During this stage the MetaNet model was analysed and mapped against internal metadata stores to assess the usability within Statistics New Zealand. As a result of this process a series of recommendations were presented for adapting the model to better meet our needs. Work has been progressing to adapt this model with a revised version due for completion early in 2008.
4.4 Version control and revisions
Currently the broad principles for versioning have been developed, however the application will need to be part of the individual developments. Returning to the Logical View of our data and metadata stores in section 2, it is intended that versionning will be maintained within the 'reference metadata layer'. There will also need to be versions of the data definitions within the 'structural metadata layer', however these will essentially be linking structures which identify the relevant versions of reference metadata.

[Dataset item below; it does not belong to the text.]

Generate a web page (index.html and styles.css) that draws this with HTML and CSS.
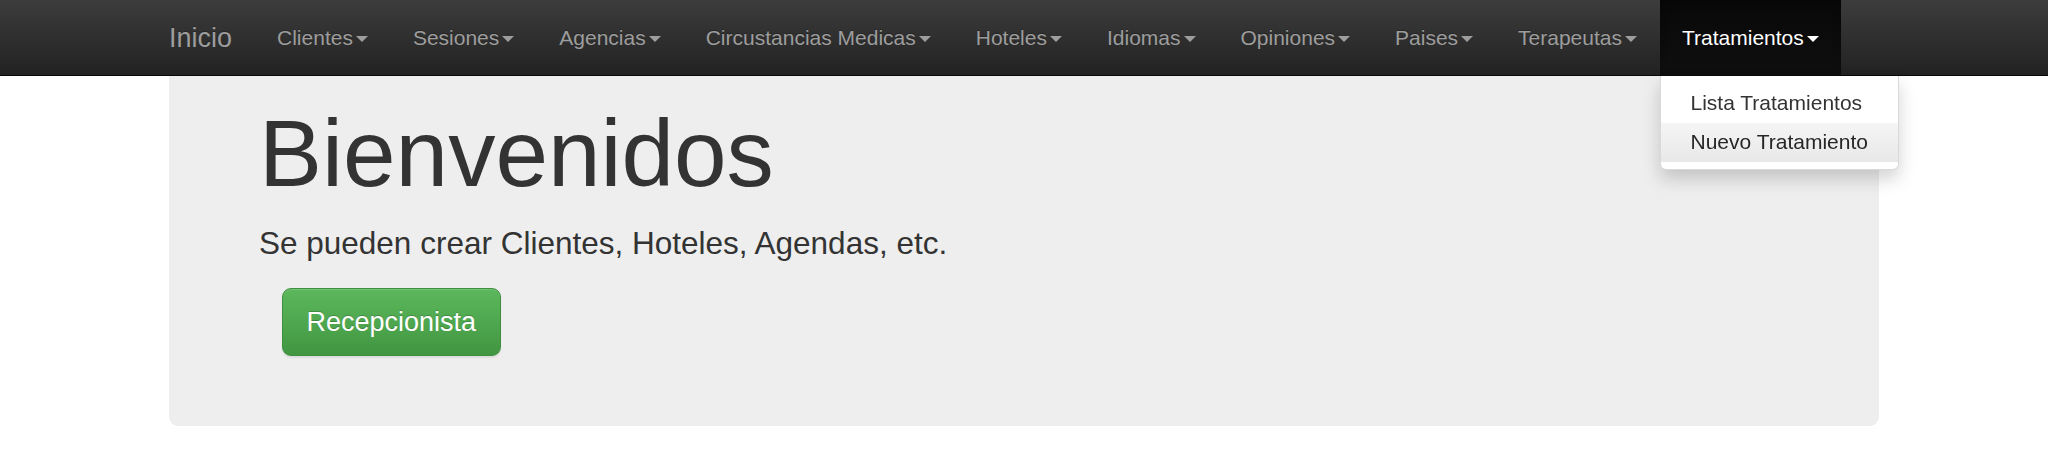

4.5 Outsourcing versus in-house development
The strategy for developing components of the metadata environment is still being developed, however in general a principle of enhance first, then buy before build is applied. A summary of the state of current developments is as follows:
- Currently the solution for our data definition is being developed in house as part of the wider development of the Input Data Environment (IDE).
- The decision has also been made that many of the business logic components will be dependent on the tools used to run transformations and workflows.
- Planning is underway to investigate the feasibility of enhancing our current classification management tool (CARS) to incorporate functionality for question and variable management.
- Longer term we also aim to redevelop our current survey metadata tool (SIM), however the form of this development is as yet undecided.
- Additional tools have also been adopted for managing other metadata components, eg documentation and report management is being enhanced through the implementation of Document ONE on top of our current Lotus Notes functionality.